On the wall of a good friend (for whom today is also a Name Day), I found the following link:
The Confessio of St. Patrick of Ireland
I just finished reading it and wanted to point a few things about this Apostle to the pagans of Ireland. He opens his letter by identifying himself as a sinner, the very first thing he mentions about himself. How many Saints do we see that bewail and descry their sinfulness and identify as being worse of sinners, yet were so holy that the Church declares them Saints? If these people saw themselves as sinners in spite of the virtue they showed throughout their lives, how much more should we see ourselves as sinners?
These words of St. Patrick of Ireland are so full of humility and joy in the Lord, it's comforting. He speaks of his lowliness being born poor and taken into slavery and the many trials of his life. In humility, he speaks of how he rightfully suffered on account of his sinfulness:
"My name is Patrick. I am a sinner, a simple country person, and the least of all believers. I am looked down upon by many... ...At that time, I did not know the true God. I was taken into captivity in Ireland, along with thousands of others. We deserved this, because we had gone away from God, and did not keep his commandments. We would not listen to our priests, who advised us about how we could be saved. The Lord brought his strong anger upon us, and scattered us among many nations even to the ends of the earth. It was among foreigners that it was seen how little I was."
One of the strongest paragraphs of his letter is the following:
"This is because there is no other God, nor will there ever be, nor was there ever, except God the Father. He is the one who was not begotten, the one without a beginning, the one from whom all beginnings come, the one who holds all things in being – this is our teaching. And his son, Jesus Christ, whom we testify has always been, since before the beginning of this age, with the father in a spiritual way. He was begotten in an indescribable way before every beginning. Everything we can see, and everything beyond our sight, was made through him. He became a human being; and, having overcome death, was welcomed to the heavens to the Father. The Father gave him all power over every being, both heavenly and earthly and beneath the earth. Let every tongue confess that Jesus Christ, in whom we believe and whom we await to come back to us in the near future, is Lord and God. He is judge of the living and of the dead; he rewards every person according to their deeds. He has generously poured on us the Holy Spirit, the gift and promise of immortality, who makes believers and those who listen to be children of God and co-heirs with Christ. This is the one we acknowledge and adore – one God in a trinity of the sacred name."

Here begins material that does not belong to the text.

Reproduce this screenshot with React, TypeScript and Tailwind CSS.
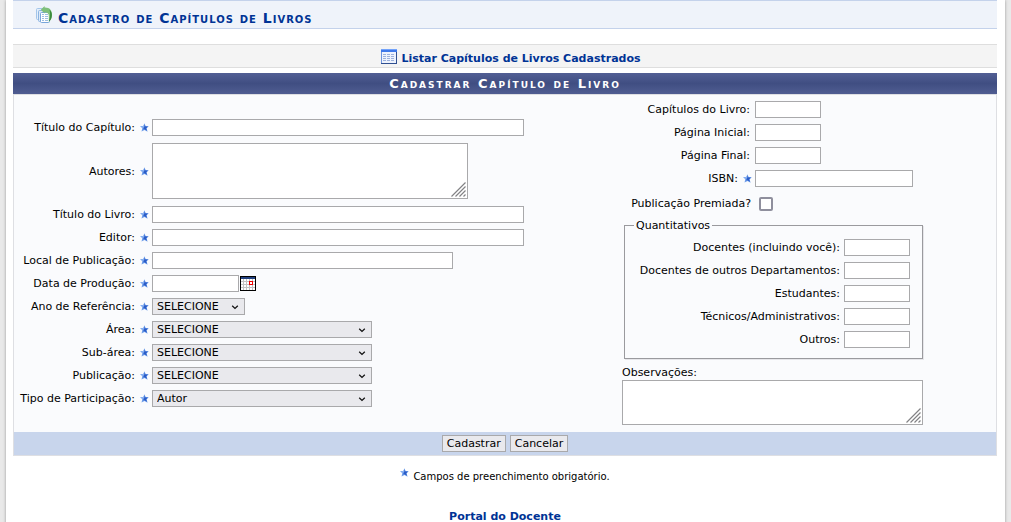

What a beautiful and profound exclamation of the Mystery of the Triune God! All the Truths of the Holy Catholic Church of Jesus Christ proceed from the knowledge of the Blessed Trinity and St. Patrick of Ireland enthusiastically and faithfully delivered this Gospel to the pagans and heathens of Ireland. Our salvation has its origin the knowledge of the Godhead and belief in the unity of the Three Divine Persons, and because we are members of Christ's Body, the Church, we are incorporated through the Sacrament of Baptism into the Life of this Godhead.
|St. Patrick of Ireland|
This Confessio also serves as a brief autobiography in parts, but overall it is a hymn to the greatness and glory of God. We should all strive to imitate the holy Patrick of Ireland, who placed full trust in the Lord our God. His faith was strong and firm, and his witness fruitful. He performed many miracles in the sight of many and converted a whole nation to Christianity. It was Pope St. Celestine I who sent St. Patrick to Ireland to bring those there to Christ and the Saint was faithful to his mission. He was fearless and courageous and even though his life was threatened countless times and he was held captive and prisoner, he did not flinch or give up.
The great thing is that he attributes none of the wonderful things God did through him to himself. He gives all credit and honor to God Who is the Author of all. St. Patrick saw nothing that he did as being great in the Eyes of God, but only saw it as being obedient to what he was called to do. In spite of his simplicity and ignorance (in the world's standards), he knew Holy Scripture very well (evident in his Confessio) and had great knowledge of the Church Fathers. He may have been ignorant to the world, but he thrived in the wisdom of God.
He was a bishop, therefore a Successor of the Holy Apostles and a defender of the Faith, as well as one to whom God, through the Church, gave charge over the souls of many under his flock. Bishops are our shepherds and are responsible for our spiritual well-being and possess the fullness of the priesthood. I pray that our bishops stay mindful of this as they make decisions in their sees (dioceses) and always look out for the best interest of us, the faithful.
I am so glad that I chose him as one of my patrons whose name I bear since my reception of the Sacrament of Confirmation where I received the Seven Gifts of the Holy Ghost and completed my baptismal initiation into Christ's Church. I pray that St. Patrick of Ireland help me to follow his example in piety and courage, and that through his intercession, I have the same zeal for the Faith that he had. As of yet, I have not been successful in converting anyone to Catholicism, guess I'll keep trying...
Later in the day I'll be offering some prayers to the Saint to more greatly honor him on this day and my prayers particularly go out for the Irish people everywhere they may be, for the well-being both spiritual and temporal of their country, and for all those stricken by snake bites.
St. Patrick of Ireland, pray for us!